EXERCISE REQUIREMENTS » Set down the data below from its first line to the line holding "import React from", inclusive; omit all pictures.
----- EXTRACTED ENTRIES
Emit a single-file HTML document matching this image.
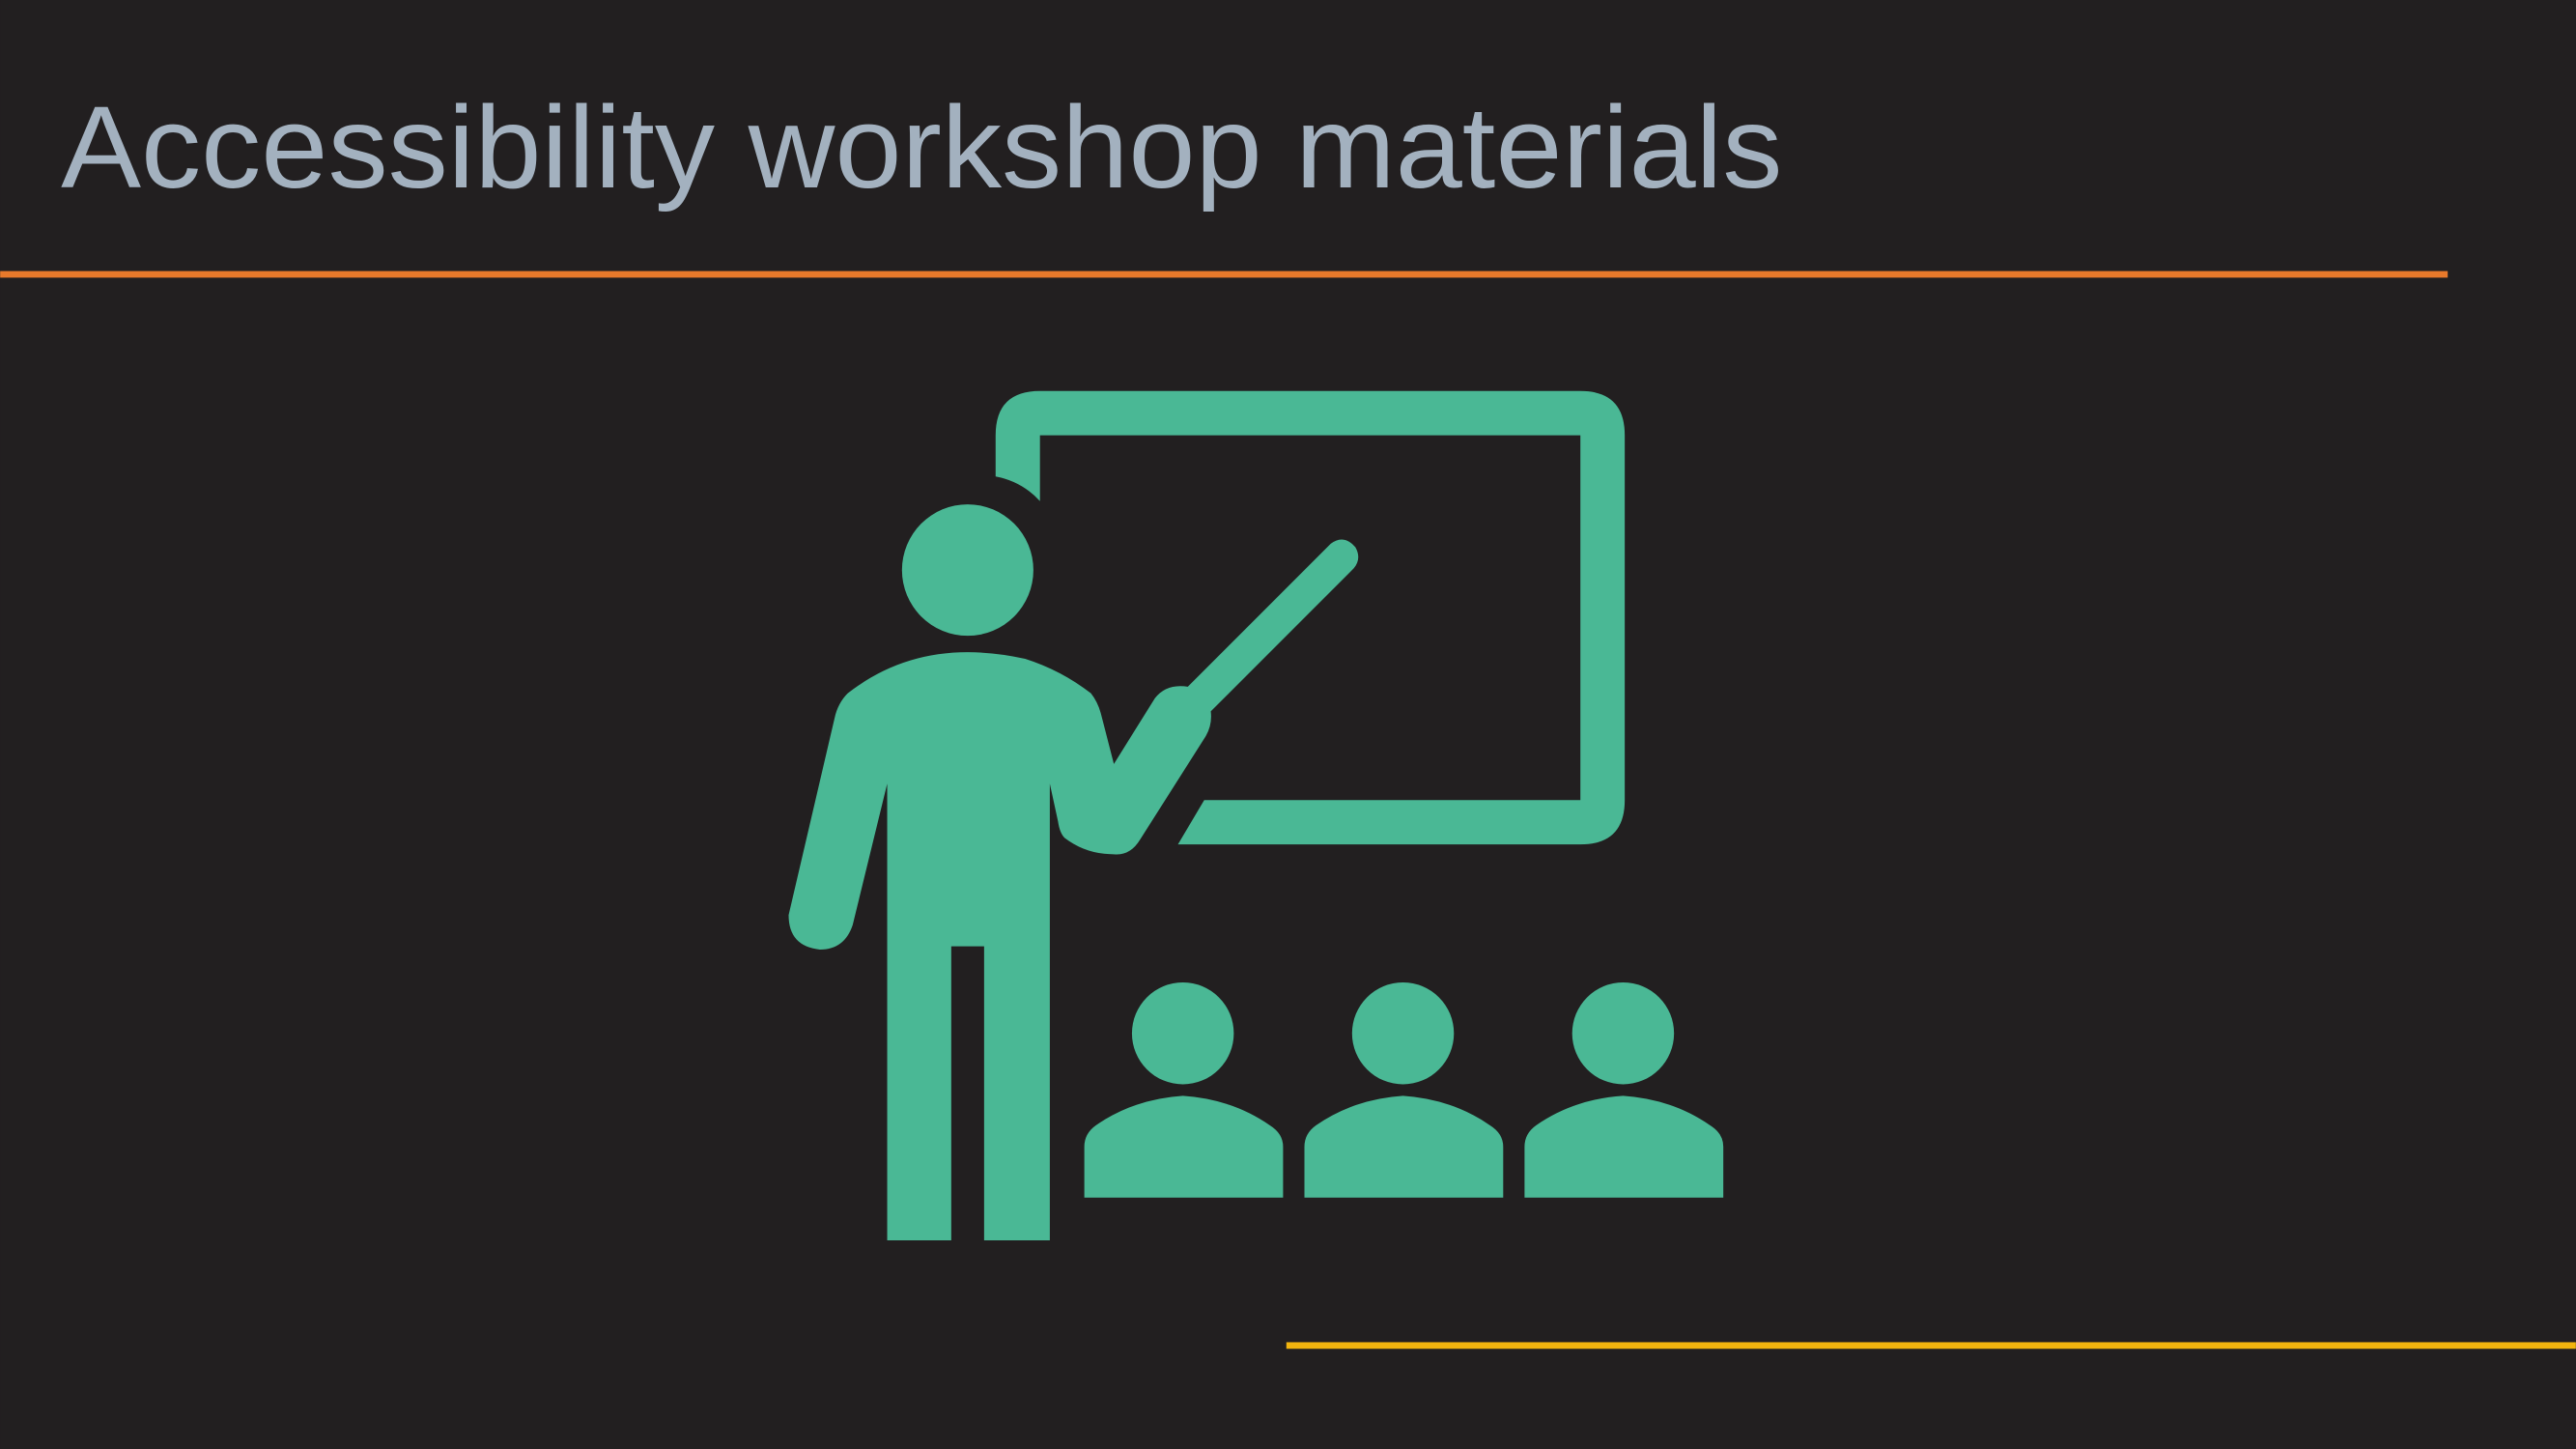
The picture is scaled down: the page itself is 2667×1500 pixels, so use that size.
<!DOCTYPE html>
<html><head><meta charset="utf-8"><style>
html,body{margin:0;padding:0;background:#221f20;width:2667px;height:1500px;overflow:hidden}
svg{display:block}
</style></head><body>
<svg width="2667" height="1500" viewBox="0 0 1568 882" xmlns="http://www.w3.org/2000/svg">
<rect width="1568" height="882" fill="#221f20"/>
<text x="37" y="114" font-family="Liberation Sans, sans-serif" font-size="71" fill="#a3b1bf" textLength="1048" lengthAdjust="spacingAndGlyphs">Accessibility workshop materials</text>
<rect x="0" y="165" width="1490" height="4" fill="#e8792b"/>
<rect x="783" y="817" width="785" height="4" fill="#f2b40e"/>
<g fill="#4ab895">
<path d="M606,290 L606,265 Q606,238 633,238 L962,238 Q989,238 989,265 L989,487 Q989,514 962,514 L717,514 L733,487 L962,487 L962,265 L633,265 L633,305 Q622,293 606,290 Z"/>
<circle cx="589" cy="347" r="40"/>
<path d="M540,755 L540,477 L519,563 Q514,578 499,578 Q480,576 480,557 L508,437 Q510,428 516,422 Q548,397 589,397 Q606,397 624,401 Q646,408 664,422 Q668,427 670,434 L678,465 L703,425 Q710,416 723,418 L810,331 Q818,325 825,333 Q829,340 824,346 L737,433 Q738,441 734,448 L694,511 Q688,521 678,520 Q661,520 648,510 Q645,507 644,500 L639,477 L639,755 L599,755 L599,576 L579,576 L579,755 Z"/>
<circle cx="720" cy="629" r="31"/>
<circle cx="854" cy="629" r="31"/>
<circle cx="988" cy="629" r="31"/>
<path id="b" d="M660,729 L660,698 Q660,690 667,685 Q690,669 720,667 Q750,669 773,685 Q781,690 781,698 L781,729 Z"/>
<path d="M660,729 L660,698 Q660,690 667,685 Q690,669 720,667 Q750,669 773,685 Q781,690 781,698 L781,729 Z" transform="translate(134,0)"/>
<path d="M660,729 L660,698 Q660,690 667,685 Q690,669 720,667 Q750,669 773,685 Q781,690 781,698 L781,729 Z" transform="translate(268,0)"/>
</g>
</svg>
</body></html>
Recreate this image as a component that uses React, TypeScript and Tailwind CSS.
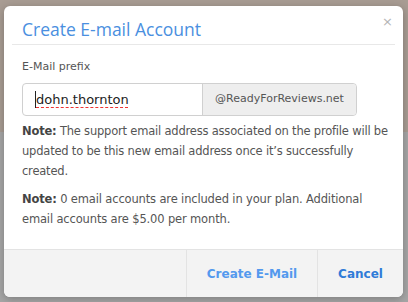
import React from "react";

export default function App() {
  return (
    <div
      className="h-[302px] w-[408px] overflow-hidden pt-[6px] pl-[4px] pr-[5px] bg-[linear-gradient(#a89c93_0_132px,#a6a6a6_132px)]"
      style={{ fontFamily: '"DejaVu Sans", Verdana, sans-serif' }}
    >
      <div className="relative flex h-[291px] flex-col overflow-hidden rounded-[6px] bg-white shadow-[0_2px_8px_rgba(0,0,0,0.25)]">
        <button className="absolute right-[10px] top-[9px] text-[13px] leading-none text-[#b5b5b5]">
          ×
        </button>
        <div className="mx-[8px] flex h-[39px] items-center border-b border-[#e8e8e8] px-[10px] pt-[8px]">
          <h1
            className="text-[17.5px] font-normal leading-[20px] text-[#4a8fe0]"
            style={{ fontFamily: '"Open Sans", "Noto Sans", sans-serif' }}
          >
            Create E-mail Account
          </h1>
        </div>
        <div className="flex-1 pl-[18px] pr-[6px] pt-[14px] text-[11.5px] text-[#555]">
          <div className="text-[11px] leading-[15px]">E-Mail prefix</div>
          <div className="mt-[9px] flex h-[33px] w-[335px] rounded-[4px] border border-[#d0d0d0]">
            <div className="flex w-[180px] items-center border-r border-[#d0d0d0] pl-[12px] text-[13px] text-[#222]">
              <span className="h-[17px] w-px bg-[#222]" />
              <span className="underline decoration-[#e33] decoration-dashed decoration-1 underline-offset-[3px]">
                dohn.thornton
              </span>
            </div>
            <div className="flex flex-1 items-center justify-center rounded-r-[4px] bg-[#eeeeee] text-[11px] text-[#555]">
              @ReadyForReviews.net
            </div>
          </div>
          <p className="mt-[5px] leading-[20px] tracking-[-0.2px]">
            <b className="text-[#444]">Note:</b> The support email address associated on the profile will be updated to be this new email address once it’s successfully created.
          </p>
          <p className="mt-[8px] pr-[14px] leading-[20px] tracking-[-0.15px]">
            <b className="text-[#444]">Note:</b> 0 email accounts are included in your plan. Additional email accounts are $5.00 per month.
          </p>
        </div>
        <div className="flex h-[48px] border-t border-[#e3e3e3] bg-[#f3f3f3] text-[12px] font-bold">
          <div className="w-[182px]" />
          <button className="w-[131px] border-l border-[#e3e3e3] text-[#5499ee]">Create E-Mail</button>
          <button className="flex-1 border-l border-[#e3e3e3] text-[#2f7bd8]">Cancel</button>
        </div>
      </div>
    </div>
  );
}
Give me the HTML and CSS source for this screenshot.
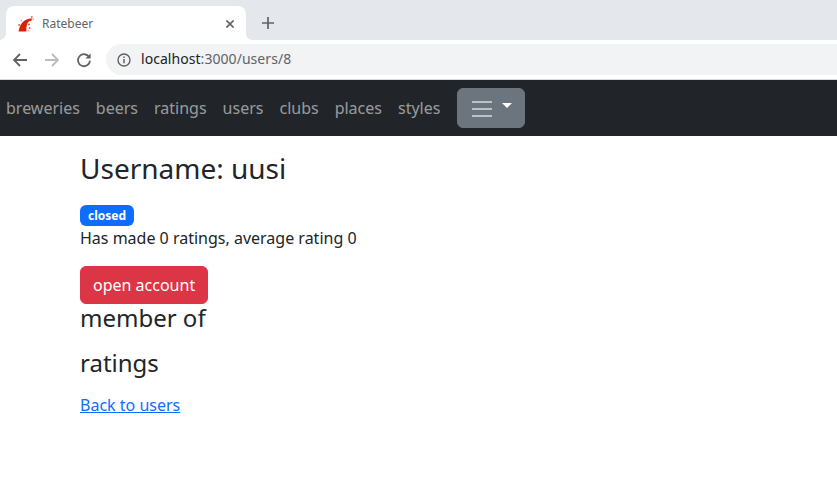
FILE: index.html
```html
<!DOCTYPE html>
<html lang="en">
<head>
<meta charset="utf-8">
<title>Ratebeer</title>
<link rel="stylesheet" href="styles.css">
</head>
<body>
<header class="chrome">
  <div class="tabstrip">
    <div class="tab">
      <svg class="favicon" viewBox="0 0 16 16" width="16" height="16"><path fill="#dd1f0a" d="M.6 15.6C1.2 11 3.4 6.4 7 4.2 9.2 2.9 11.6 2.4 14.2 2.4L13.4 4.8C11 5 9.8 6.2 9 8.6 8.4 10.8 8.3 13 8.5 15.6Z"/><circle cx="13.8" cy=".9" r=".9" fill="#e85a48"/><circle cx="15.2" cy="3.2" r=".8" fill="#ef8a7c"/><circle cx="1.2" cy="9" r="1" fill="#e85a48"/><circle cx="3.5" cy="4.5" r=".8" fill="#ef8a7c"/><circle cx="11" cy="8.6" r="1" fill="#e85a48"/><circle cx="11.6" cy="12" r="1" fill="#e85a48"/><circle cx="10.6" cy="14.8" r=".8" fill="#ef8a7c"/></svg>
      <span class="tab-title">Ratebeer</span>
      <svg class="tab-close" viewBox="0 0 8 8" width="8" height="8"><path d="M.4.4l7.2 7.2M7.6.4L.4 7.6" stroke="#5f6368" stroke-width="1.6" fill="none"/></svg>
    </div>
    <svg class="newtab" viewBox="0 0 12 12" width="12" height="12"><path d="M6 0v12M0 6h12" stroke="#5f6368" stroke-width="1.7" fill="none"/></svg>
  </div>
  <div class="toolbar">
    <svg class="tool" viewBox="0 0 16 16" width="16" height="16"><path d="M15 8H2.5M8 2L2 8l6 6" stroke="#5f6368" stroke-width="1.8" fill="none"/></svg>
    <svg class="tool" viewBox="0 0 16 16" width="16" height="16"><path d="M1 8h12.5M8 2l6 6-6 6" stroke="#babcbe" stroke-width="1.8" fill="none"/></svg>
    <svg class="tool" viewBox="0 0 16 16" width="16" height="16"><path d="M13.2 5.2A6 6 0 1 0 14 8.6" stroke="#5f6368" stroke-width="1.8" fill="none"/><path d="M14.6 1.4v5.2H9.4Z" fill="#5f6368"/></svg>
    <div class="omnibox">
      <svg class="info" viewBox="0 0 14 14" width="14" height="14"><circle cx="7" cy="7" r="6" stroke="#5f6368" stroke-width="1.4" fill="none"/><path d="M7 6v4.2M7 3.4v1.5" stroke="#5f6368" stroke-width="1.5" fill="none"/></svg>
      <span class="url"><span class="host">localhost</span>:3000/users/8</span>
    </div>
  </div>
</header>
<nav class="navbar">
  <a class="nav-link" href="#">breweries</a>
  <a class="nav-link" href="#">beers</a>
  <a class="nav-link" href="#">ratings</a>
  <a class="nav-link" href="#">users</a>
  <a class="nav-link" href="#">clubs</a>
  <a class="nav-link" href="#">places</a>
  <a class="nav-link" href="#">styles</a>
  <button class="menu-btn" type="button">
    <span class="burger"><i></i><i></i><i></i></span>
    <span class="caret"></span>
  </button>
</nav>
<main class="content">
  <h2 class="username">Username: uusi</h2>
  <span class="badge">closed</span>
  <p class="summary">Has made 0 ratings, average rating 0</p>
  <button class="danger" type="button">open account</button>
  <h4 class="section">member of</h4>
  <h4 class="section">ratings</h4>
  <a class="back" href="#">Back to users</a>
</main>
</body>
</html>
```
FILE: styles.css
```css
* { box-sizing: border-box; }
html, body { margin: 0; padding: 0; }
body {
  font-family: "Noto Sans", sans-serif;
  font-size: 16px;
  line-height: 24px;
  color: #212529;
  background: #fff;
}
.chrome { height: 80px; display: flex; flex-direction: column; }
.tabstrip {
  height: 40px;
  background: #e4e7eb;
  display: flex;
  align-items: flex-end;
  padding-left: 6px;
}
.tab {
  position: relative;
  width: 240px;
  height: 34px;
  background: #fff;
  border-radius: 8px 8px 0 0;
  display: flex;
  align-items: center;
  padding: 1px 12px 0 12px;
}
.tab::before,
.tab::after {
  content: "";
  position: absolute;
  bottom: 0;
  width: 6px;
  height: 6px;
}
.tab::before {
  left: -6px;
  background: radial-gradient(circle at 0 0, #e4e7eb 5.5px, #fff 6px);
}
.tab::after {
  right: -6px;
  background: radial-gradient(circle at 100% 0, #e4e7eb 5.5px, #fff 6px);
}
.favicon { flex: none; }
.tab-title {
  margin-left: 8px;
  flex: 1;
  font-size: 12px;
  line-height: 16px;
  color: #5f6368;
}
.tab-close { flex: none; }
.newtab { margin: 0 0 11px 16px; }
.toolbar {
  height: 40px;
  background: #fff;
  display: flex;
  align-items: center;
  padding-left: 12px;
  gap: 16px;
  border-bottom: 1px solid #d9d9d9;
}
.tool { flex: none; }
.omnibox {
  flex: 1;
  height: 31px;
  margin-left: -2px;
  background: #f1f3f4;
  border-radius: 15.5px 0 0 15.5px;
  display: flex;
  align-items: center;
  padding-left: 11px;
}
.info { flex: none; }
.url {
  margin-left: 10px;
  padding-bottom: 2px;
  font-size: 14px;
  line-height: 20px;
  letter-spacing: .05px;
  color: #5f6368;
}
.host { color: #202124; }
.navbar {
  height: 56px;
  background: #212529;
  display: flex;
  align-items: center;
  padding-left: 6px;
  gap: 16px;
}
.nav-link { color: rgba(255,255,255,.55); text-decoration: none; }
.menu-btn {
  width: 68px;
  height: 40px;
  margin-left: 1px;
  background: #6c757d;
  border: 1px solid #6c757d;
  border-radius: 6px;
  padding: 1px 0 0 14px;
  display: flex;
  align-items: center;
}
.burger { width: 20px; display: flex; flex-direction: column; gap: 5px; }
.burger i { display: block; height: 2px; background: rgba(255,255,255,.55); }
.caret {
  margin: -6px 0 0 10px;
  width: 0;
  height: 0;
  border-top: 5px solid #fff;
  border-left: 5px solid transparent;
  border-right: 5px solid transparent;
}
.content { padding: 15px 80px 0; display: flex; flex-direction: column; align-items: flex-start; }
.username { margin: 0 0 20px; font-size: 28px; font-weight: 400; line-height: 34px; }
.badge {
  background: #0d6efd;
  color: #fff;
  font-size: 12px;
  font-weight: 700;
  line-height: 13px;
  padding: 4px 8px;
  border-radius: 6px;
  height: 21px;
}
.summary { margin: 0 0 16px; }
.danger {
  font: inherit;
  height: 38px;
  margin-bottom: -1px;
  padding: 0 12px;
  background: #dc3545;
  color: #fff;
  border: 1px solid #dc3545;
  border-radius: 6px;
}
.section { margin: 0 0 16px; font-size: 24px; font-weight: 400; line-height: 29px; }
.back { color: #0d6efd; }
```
----------
TASK SOLUTION »
Emit a single-file HTML document matching this image.
The picture is scaled down: the page itself is 2667×1500 pixels, so use that size.
<!DOCTYPE html>
<html><head><meta charset="utf-8"><style>
html,body{margin:0;padding:0;background:#221f20;width:2667px;height:1500px;overflow:hidden}
svg{display:block}
</style></head><body>
<svg width="2667" height="1500" viewBox="0 0 1568 882" xmlns="http://www.w3.org/2000/svg">
<rect width="1568" height="882" fill="#221f20"/>
<text x="37" y="114" font-family="Liberation Sans, sans-serif" font-size="71" fill="#a3b1bf" textLength="1048" lengthAdjust="spacingAndGlyphs">Accessibility workshop materials</text>
<rect x="0" y="165" width="1490" height="4" fill="#e8792b"/>
<rect x="783" y="817" width="785" height="4" fill="#f2b40e"/>
<g fill="#4ab895">
<path d="M606,290 L606,265 Q606,238 633,238 L962,238 Q989,238 989,265 L989,487 Q989,514 962,514 L717,514 L733,487 L962,487 L962,265 L633,265 L633,305 Q622,293 606,290 Z"/>
<circle cx="589" cy="347" r="40"/>
<path d="M540,755 L540,477 L519,563 Q514,578 499,578 Q480,576 480,557 L508,437 Q510,428 516,422 Q548,397 589,397 Q606,397 624,401 Q646,408 664,422 Q668,427 670,434 L678,465 L703,425 Q710,416 723,418 L810,331 Q818,325 825,333 Q829,340 824,346 L737,433 Q738,441 734,448 L694,511 Q688,521 678,520 Q661,520 648,510 Q645,507 644,500 L639,477 L639,755 L599,755 L599,576 L579,576 L579,755 Z"/>
<circle cx="720" cy="629" r="31"/>
<circle cx="854" cy="629" r="31"/>
<circle cx="988" cy="629" r="31"/>
<path id="b" d="M660,729 L660,698 Q660,690 667,685 Q690,669 720,667 Q750,669 773,685 Q781,690 781,698 L781,729 Z"/>
<path d="M660,729 L660,698 Q660,690 667,685 Q690,669 720,667 Q750,669 773,685 Q781,690 781,698 L781,729 Z" transform="translate(134,0)"/>
<path d="M660,729 L660,698 Q660,690 667,685 Q690,669 720,667 Q750,669 773,685 Q781,690 781,698 L781,729 Z" transform="translate(268,0)"/>
</g>
</svg>
</body></html>
Recreate this image as a component that uses React, TypeScript and Tailwind CSS.
import React from "react";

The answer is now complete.